With the October 6th incident and Stark County government's prime role in providing for the safety and general welfare of Stark Countians, the commissioners called a work session meeting for November 18, 2013 in which all the "prime-players" in the 9-1-1 call receiving outage were called to account.

And that included players from the private sector (mainly AT&T) who contract with various aspects of county government to provide essential emergency communications services.

The Stark County Political Report was at the work session and recorded almost all (missed the first few minutes because The Report was interviewing a previous work session participant) of the commissioners' generated inquiry.



The key player in the provision of emergency services to Stark Countians is Tim Warstler who has the official title of being the director of the Stark County Emergency Management Agency.

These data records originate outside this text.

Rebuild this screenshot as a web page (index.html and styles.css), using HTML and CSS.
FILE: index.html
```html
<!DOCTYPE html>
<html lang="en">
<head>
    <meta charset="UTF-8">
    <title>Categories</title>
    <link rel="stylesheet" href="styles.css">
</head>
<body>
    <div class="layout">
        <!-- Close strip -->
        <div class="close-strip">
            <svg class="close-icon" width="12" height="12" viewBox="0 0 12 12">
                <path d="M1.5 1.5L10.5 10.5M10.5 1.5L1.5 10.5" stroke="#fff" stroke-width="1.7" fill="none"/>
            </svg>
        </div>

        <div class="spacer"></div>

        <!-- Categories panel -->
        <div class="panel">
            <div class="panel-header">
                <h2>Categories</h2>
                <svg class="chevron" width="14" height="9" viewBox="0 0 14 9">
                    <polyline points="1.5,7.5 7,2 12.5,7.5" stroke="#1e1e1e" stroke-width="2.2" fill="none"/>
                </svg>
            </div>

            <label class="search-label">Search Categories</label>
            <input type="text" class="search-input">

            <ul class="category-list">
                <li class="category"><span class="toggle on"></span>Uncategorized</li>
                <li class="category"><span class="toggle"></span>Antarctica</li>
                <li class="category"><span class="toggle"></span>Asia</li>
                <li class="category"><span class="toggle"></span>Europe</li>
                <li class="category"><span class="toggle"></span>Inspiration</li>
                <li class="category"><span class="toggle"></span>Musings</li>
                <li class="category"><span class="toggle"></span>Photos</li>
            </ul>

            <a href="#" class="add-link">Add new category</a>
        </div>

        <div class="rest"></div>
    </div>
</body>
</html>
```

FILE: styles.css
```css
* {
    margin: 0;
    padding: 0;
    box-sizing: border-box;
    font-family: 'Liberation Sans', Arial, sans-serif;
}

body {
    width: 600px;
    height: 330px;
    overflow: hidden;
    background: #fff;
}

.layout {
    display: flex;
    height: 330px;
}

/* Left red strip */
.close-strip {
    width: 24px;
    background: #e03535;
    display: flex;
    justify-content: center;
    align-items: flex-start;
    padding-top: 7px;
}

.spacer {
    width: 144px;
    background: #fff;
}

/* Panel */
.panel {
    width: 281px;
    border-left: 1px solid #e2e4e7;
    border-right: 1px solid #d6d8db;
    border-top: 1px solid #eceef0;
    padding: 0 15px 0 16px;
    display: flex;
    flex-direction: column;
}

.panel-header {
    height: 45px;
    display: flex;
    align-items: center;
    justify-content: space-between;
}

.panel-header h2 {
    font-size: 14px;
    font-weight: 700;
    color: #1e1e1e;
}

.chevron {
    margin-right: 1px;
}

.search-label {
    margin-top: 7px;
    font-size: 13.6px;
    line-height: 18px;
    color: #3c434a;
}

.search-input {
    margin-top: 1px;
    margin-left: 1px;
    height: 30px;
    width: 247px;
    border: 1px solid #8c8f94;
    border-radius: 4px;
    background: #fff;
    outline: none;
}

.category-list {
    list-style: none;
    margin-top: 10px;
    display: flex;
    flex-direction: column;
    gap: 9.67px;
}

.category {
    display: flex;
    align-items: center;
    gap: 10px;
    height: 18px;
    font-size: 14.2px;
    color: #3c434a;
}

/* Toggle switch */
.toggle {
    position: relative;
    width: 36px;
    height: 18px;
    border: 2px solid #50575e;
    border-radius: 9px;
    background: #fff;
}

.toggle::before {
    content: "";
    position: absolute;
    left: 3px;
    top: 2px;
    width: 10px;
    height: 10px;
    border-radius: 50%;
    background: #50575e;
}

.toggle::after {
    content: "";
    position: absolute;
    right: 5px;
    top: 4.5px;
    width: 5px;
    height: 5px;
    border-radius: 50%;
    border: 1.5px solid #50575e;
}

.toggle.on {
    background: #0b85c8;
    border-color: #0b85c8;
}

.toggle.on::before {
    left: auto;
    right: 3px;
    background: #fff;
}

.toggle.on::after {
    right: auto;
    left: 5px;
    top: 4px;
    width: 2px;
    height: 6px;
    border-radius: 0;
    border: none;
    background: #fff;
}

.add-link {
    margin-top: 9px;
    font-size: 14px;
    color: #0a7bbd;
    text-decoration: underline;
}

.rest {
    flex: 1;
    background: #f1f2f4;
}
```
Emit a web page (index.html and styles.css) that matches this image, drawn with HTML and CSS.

Here is a video of a SCPR interview with him following up on some of the points made by participants as seen in the video above.



All-in-all, the Stark County Political Report believes that Stark Countians should be highly impressed and pleased that the Stark County commissioners did dig deep in their November 18th work session into the October 6th failure in their quest to get answers and provoke fixes so that none of us will ever experience needing emergency help - which could be a "life or death" matter - only to find that "the 9-1-1 call receiving/dispatch system" is down.

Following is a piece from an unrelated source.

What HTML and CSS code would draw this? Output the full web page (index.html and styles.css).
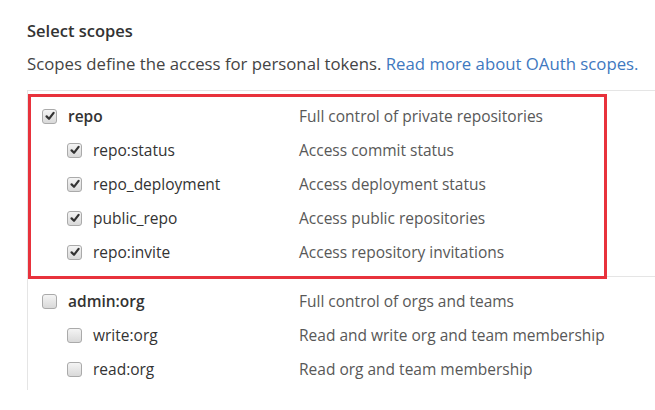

Many of us complain when government fails.  But do not give "credit where credit is due" when government works.

The November 18th meeting is a concrete example of government succeeding in fixing accountability where it lies and to do so in a transparent, effective (results producing) way.

Kudos! to the Stark County commissioners!!!


    Friday, November 16, 2012

    (VIDEO: CREIGHTON WISHES CANTON MAYOR HEALY "A HAPPY BIRTHDAY?") TODAY'S BLOG: CAN HEALY ALLY COUNCILMAN TOM WEST GET REFLEX TRAFFIC CAMERA PILOT PROJECT THROUGH HIS JUDICIARY COMMITTEE?



    On the November 5, 2012 Canton City Council agenda under Communications, there was item 396:


    As the SCPR sees this move, it is an effort by the Healy administration through staunch council ally Tom West (Ward 2) to feign that the twice before defeated camera legislation is not really about city finances but a law enforcement (public safety).

    Hence the assignment of a consideration of the letter to the committee which West heads up as chariman:  Judiciary.


    In council's latest rejection of the installation cameras on September 17th (LINK TO PRIOR BLOG), the matter made it to the full council through the Finance Committee:


    The nub of it all is that Judiciary is predominated by Healy-independent-capable councilpersons whereas Finance is not.

    So it becomes a real test of the strength of West as chairman as to whether or not he can get the proposed legislation before the full council in hopes that the Healyites can flip one of the councilman (The Report thinks Griffin) from the September vote.



    That gets the ordinance's fate into the hands of Council President Allen Schulman's hands which, the SCPR thinks, means a Healy win.

    In quite a turnabout from a couple of years ago when Schulman and Healy were at loggerheads (e.g. Schulman excoriating Healy about getting Redflex connected campaign contributions), he now seems to be a reliable partner with Healy in running the city the Healy way.

    On controversial legislation in Canton these days, Healy can count on five automatics (Babcock, Cole, Dougherty, Smith and West).  After those five, Healy has to do some finessing, some arm twisting, some wheeling and dealing to get things going his way.

    Healy may have some leverage with long time political adversary Greg Hawk nowadays.  Hawk,
    The Report believes, desperately wants to be the successor to Canton City Treasurer Bob Schirack.  Accordingly, wouldn't Hawk be vulnerable to swinging Healy's way on something like the traffic lights camera issue in exchange for a "wink and a nod" on Healy supporting him for the treasurer position?

    It seems rather obvious that the attempted re-opener on the Redflex cameras is an example of the proverbial "getting the foot in the door."

    The plan?

    Get a demonstration pilot project up and running and demonstrate via the numbers that downtown Canton is a safer place.

    Of all the criticisms of traffic light cameras, to wit,  (from the September debate)


    there is one documented positive from many jurisdictions across the nation that have cameras installed at traffic lights:


    There is a research based and thereby documented 25% reduction in traffic accidents as a consequence of the cameras being present which, the research attests to:   causes drivers to be more cautious when approaching intersections.

    The bottom line though will not be the relative merits of the argument, pro and con.

    Rather it is the political skill of Mayor Healy and his desire to - longer term - get the city's hands on about $1 million in additional revenues in order to help solve its financial problems.

    Will this latest political gambit work?

    Can he and his political protege Tom West get the legislation through the Judiciary Committee?

    If so, can they (joined by the other four Healy automatics) get that vote or two from the remaining seven councilpersons to get it through the full council?

    As the SCPR has observed many times, Mayor William J. Healy, II is the slickest, brassiest and most audacious politician to ever serve on the eighth floor of Canton City Hall.

    The Report, for one, would not count Healy out on this one.

    A sidenote.

    Things, apparently, are picking up for Mayor Healy with his former adversaries Janet Creighton (whom he defeated in her re-election bid for mayor in 2007) and Tom Bernabei (whom he fired from his post as chief-of-staff in the first Healy administration), both of whom are now Stark County commissioners.

    At last Wednesday's commissioners meeting, Creighton brought up that Wednesday was the birthday of a Bernabei daughter and that the day was doubly significant as being the birthday of Mayor Healy.

    Her stunning announcement (obviously tongue-in-cheek)?

    She sent Mayor Healy a birthday card and impliedly suggested Bernabei should do the same for his "favorite" mayor.

    Commissioner meetings are getting to be very entertaining these days.